[start DATA LINES]

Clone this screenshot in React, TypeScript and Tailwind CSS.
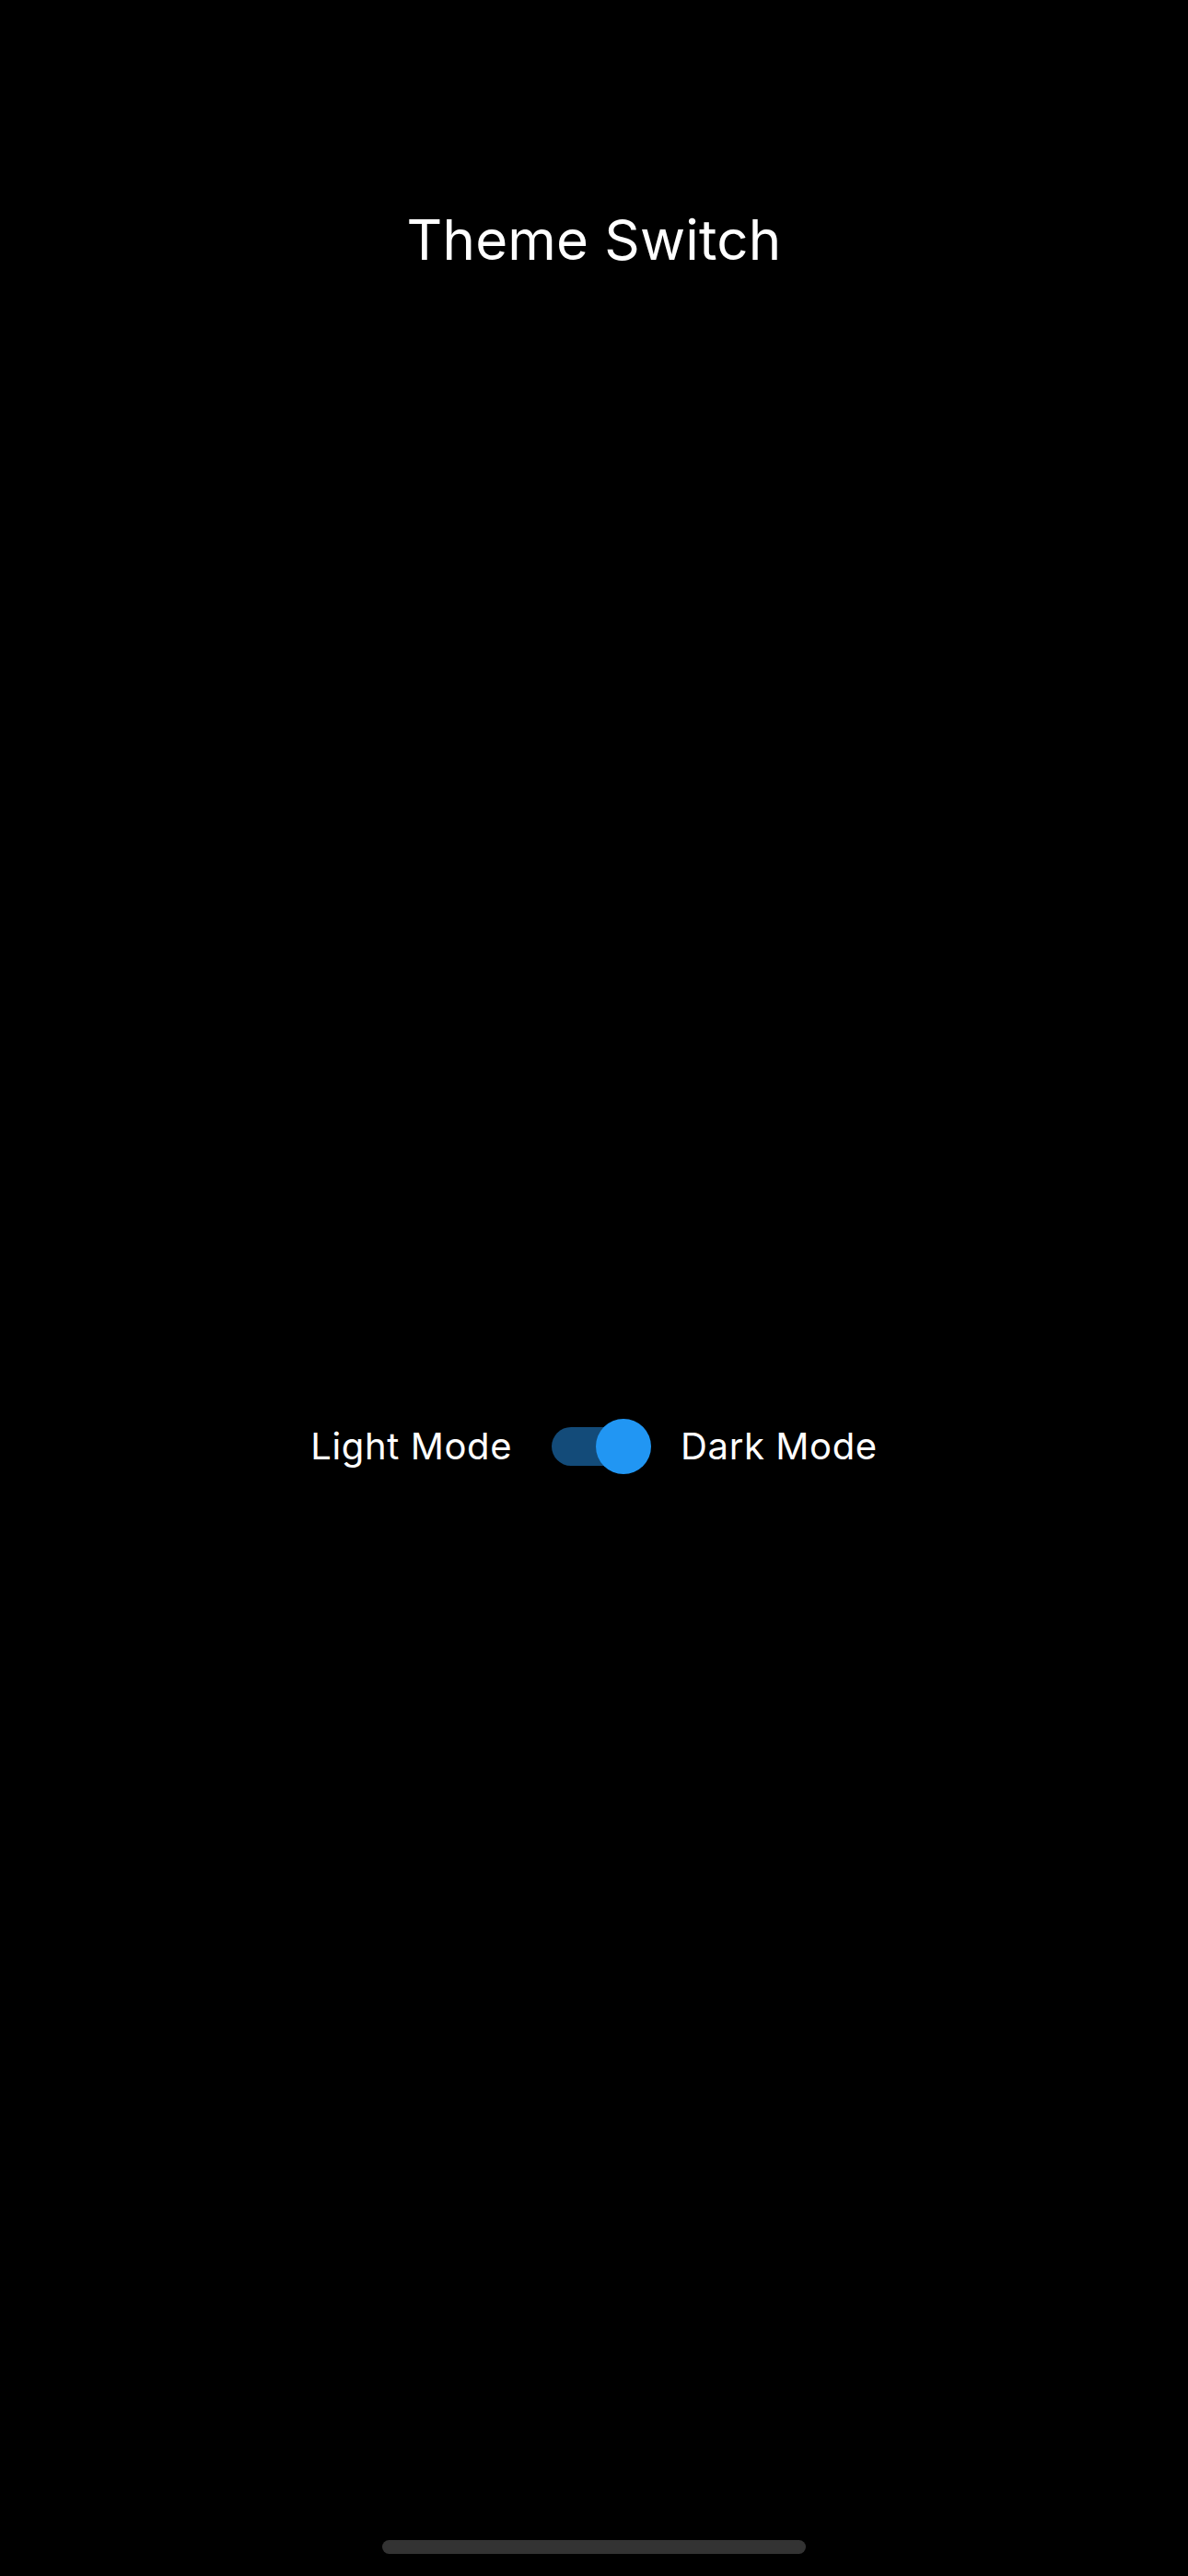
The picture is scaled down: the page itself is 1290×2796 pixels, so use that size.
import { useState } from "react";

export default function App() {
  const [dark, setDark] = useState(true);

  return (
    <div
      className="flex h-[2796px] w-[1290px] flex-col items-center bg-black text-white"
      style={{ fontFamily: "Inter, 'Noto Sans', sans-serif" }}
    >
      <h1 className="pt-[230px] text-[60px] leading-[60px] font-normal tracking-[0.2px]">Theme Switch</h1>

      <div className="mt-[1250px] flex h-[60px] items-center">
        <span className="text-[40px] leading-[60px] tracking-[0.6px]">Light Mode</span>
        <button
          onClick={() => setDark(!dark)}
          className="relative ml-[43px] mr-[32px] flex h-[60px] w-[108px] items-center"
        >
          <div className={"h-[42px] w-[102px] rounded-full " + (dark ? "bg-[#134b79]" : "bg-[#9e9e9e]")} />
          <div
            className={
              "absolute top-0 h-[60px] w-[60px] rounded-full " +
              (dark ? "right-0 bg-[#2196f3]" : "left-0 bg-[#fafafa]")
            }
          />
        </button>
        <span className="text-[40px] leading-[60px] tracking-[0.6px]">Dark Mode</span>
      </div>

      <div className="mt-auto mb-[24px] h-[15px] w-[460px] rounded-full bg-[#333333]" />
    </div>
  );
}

[end DATA LINES]

### EXERCISE REQUIREMENTS
Exactly restate the lines from the beginning of the data through the line with "text-[60px] leading-[60px] font-normal", and no others, keeping pictures out.

### TASK SOLUTION
Clone this screenshot in React, TypeScript and Tailwind CSS.
The picture is scaled down: the page itself is 1290×2796 pixels, so use that size.
import { useState } from "react";

export default function App() {
  const [dark, setDark] = useState(true);

  return (
    <div
      className="flex h-[2796px] w-[1290px] flex-col items-center bg-black text-white"
      style={{ fontFamily: "Inter, 'Noto Sans', sans-serif" }}
    >
      <h1 className="pt-[230px] text-[60px] leading-[60px] font-normal tracking-[0.2px]">Theme Switch</h1>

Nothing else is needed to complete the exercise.